STAFF NEWS & ANALYSIS
The West Is Losing the War
By Staff News & Analysis - June 16, 2010

The West is Tiptoeing to the Exit in Afghanistan … Gen. David Petraeus, the commander of U.S. Central Command, is used to coming under fire in the field. He led the U.S. Army's 101st Airborne Division in the 2003 Iraq war, overseeing its heroic charge to Baghdad through Karbala, Hilla and Najaf. Famously he is supposed to have remarked to embedded reporters after the fall of the Iraqi capital: "Tell me how this ends." That request was interpreted as an indication that Gen. Petraeus realized early on that keeping the peace after the fall of Saddam would prove a good deal more difficult than winning the war in the first place. He was right. Iraq had to endure years of bloodshed and chaos before the surge of troops he implemented in 2007-08 began to turn the tide. On Tuesday, Gen. Petraeus was under a different kind of pressure to that experienced on the front lines. Appearing on Capitol Hill he was asked by senators about the progress of another war, the one ongoing in Afghanistan. Gen. Petraeus proceeded to faint, albeit briefly. Following a short break for recuperation he blamed dehydration and not the intense questioning from Sen. John McCain. – Wall Street Journal

Dominant Social Theme: In it to win it!

Free-Market Analysis: We have been discussing the EU fairly regularly and also the Afghan war. These are two critical elite promotions and they are both failing. We discuss the EU in the other article in today's Bell. Here we once again ponder the war in light of recent events – and this Wall Street Journal article that seems to admit the real possibility of losing.

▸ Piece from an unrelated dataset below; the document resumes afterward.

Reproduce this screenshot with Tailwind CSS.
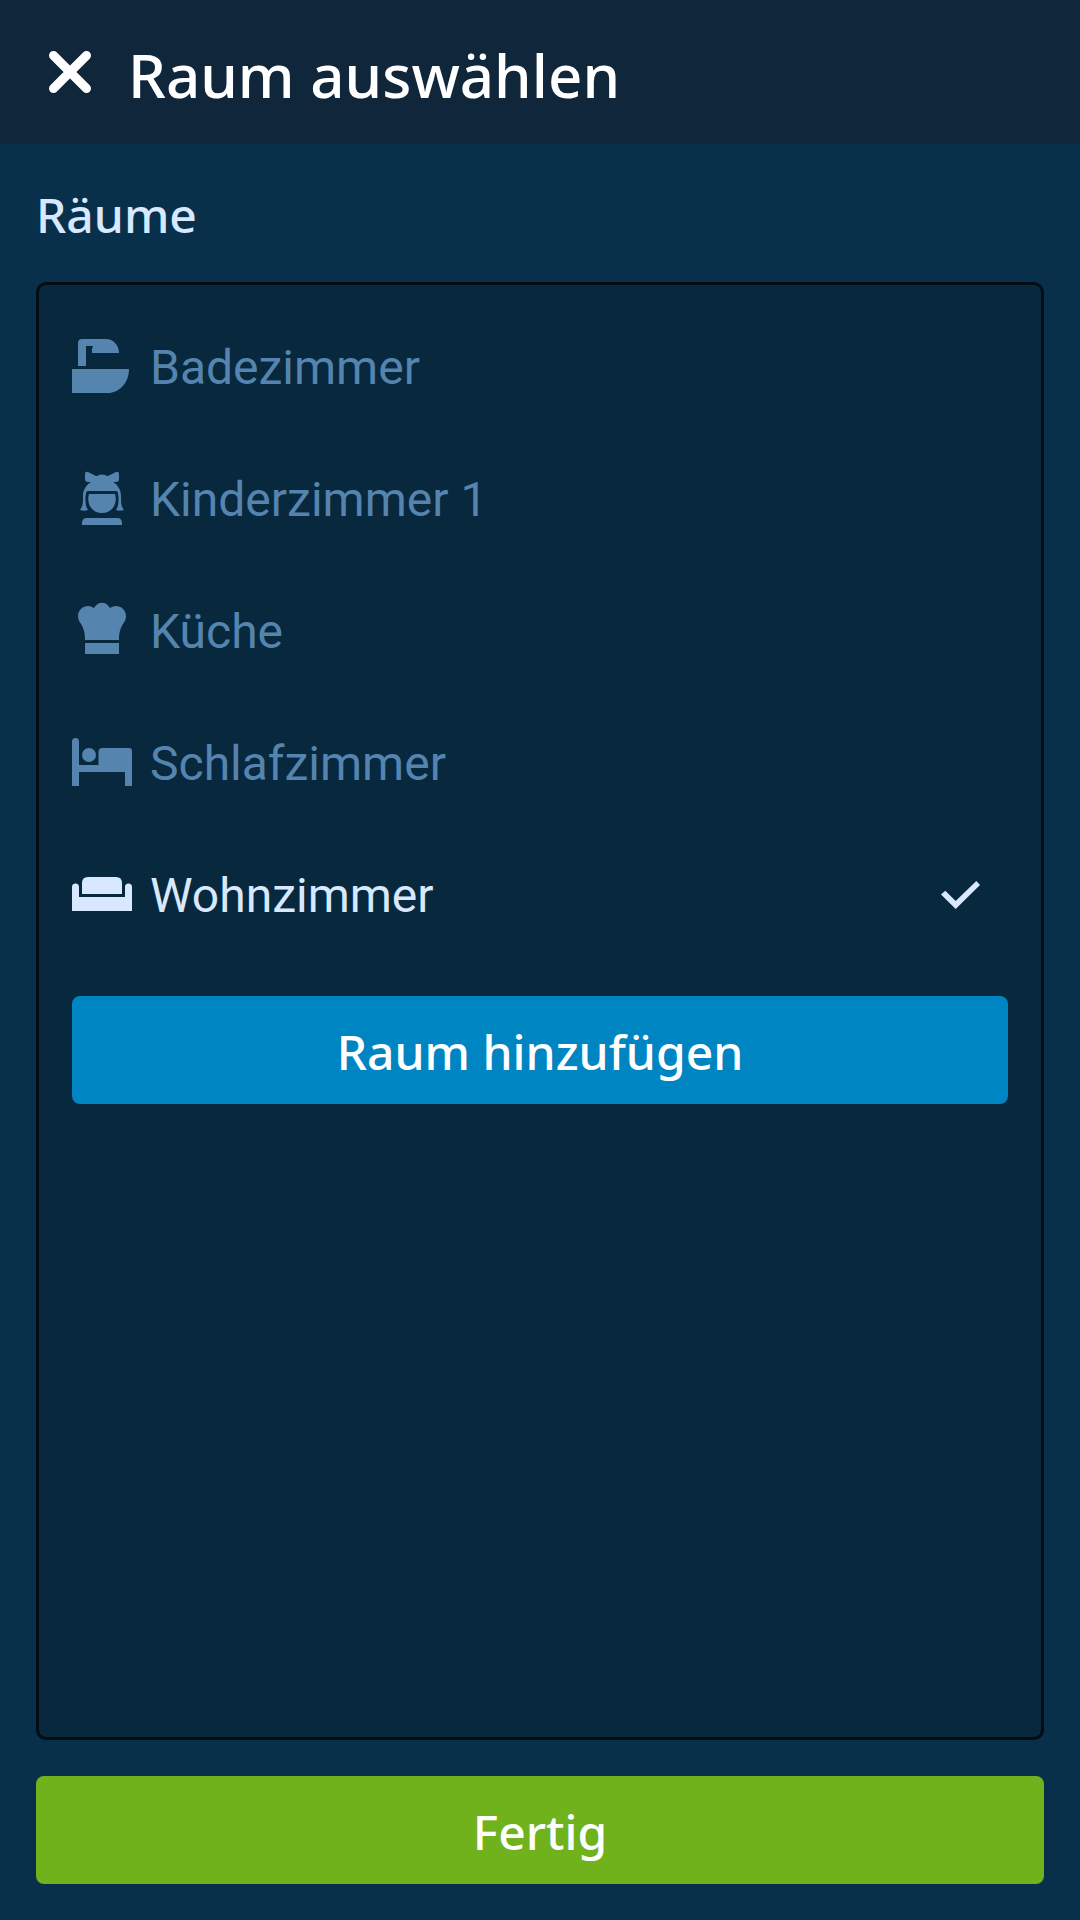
<!DOCTYPE html>
<html lang="de">
<head>
<meta charset="utf-8">
<meta name="viewport" content="width=device-width, initial-scale=1">
<title>Raum auswählen</title>
<script src="https://cdn.jsdelivr.net/npm/@tailwindcss/browser@4"></script>
</head>
<body class="flex min-h-screen flex-col bg-[#08304b] font-['Noto_Sans',sans-serif] font-medium text-white">
  <header class="flex h-36 shrink-0 items-center gap-9 bg-[#10263a] px-12">
    <button type="button" aria-label="Schließen" class="shrink-0">
      <svg class="size-11" viewBox="0 0 44 44" fill="none" stroke="currentColor" stroke-width="9" stroke-linecap="round" aria-hidden="true"><path d="M5.500 5.500L38.500 38.500M38.500 5.500L5.500 38.500"/></svg>
    </button>
    <h1 class="pt-1.5 text-[60px] leading-none">Raum auswählen</h1>
  </header>

  <main class="flex flex-1 flex-col px-9 pb-9">
    <h2 id="rooms" class="pt-10 pb-9 text-5xl leading-[62px] text-[#d7e8ff]">Räume</h2>

    <section class="mb-9 flex-1 rounded-[10px] border-3 border-[#030c14] bg-[#08283e] px-[33px] py-4">
      <div role="radiogroup" aria-labelledby="rooms" class="mb-[35px] font-['Roboto',sans-serif] text-5xl font-normal">
        <label class="flex h-33 items-center text-[#5584af] has-[:checked]:text-[#d7e8ff]">
          <input type="radio" name="room" class="peer sr-only">
          <svg class="mr-[18px] size-15 shrink-0" viewBox="0 0 60 60" fill="currentColor" aria-hidden="true"><path d="M0 32H57C57 46 47 56 36 56H0ZM6 29V6Q6 2 10 2H34C41 2 47 8 47 16H20V12C20 11 21 10 21 9H14V29Z"/></svg>
          <span class="flex-1 pt-0.5">Badezimmer</span>
        </label>
        <label class="flex h-33 items-center text-[#5584af] has-[:checked]:text-[#d7e8ff]">
          <input type="radio" name="room" class="peer sr-only">
          <svg class="mr-[18px] size-15 shrink-0" viewBox="0 0 60 60" fill="currentColor" aria-hidden="true"><path d="M13 5Q13 2 16 3L24 7Q26 7 27 6Q30 5 33 6Q34 7 36 7L44 3Q47 2 47 5V10Q47 13 44 13L41 13C46 16 49 21 49 27C49 34 49 37 52 41C49 42 46 42 44 41C47 37 47 29 46 25Q46 22 44 22H16Q14 22 14 25C13 29 13 37 16 41C14 42 11 42 8 41C11 37 11 34 11 27C11 21 14 16 19 13L16 13Q13 13 13 10ZM17 25H43C46 35 40 44 30 44S14 35 17 25ZM10 56V54Q10 49 15 49H45Q50 49 50 54V56Z"/></svg>
          <span class="flex-1 pt-0.5">Kinderzimmer 1</span>
        </label>
        <label class="flex h-33 items-center text-[#5584af] has-[:checked]:text-[#d7e8ff]">
          <input type="radio" name="room" class="peer sr-only">
          <svg class="mr-[18px] size-15 shrink-0" viewBox="0 0 60 60" fill="currentColor" aria-hidden="true"><path d="M13 39C13 32 12 28 9 23C7 20 6 18 6 15C6 9 11 5 16 5Q19 5 22 7C26 0 34 0 38 7Q41 5 44 5C49 5 54 9 54 15C54 18 53 20 51 23C48 28 47 32 47 39ZM13 42H47V53H13Z"/></svg>
          <span class="flex-1 pt-0.5">Küche</span>
        </label>
        <label class="flex h-33 items-center text-[#5584af] has-[:checked]:text-[#d7e8ff]">
          <input type="radio" name="room" class="peer sr-only">
          <svg class="mr-[18px] size-15 shrink-0" viewBox="0 0 60 60" fill="currentColor" aria-hidden="true"><path d="M0 53V8.500A3.500 3.500 0 0 1 7 8.500V32H26.500V19Q26.500 15 30.500 15H57Q60 15 60 18V53H53V39H7V53Z"/><circle cx="17" cy="22" r="7"/></svg>
          <span class="flex-1 pt-0.5">Schlafzimmer</span>
        </label>
        <label class="flex h-33 items-center text-[#5584af] has-[:checked]:text-[#d7e8ff]">
          <input type="radio" name="room" class="peer sr-only" checked>
          <svg class="mr-[18px] size-15 shrink-0" viewBox="0 0 60 60" fill="currentColor" aria-hidden="true"><path d="M0 46V22A3.500 3.500 0 0 1 7 22V32H53V22A3.500 3.500 0 0 1 60 22V46ZM10 29V18Q10 12 16 12H44Q50 12 50 18V29Z"/></svg>
          <span class="flex-1 pt-0.5">Wohnzimmer</span>
          <svg class="mr-7 h-[30px] w-10 shrink-0" viewBox="0 0 40 30" fill="currentColor" aria-hidden="true"><path d="M1 14.500L5.300 10.700L15.700 21L36.300 1L40 5L15.700 29Z"/></svg>
        </label>
      </div>
      <button type="button" class="h-27 w-full rounded-lg bg-[#0085c3] pt-1 text-5xl">Raum hinzufügen</button>
    </section>

    <button type="button" class="h-27 w-full shrink-0 rounded-lg bg-[#70b21c] pt-1 text-5xl">Fertig</button>
  </main>
</body>
</html>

It cannot be a pleasant prospect for the Anglo-American elite. The probable reason to continually agitate and attack in the Middle East is to gradually transform Muslim states into an East-West amalgam that is conducive to Western-style regulatory democracy and central-banking "capitalism." We believe that the formation of the state of Israel was part of this strategy, and that the tensions constantly induced into the Middle East are part of this process as well.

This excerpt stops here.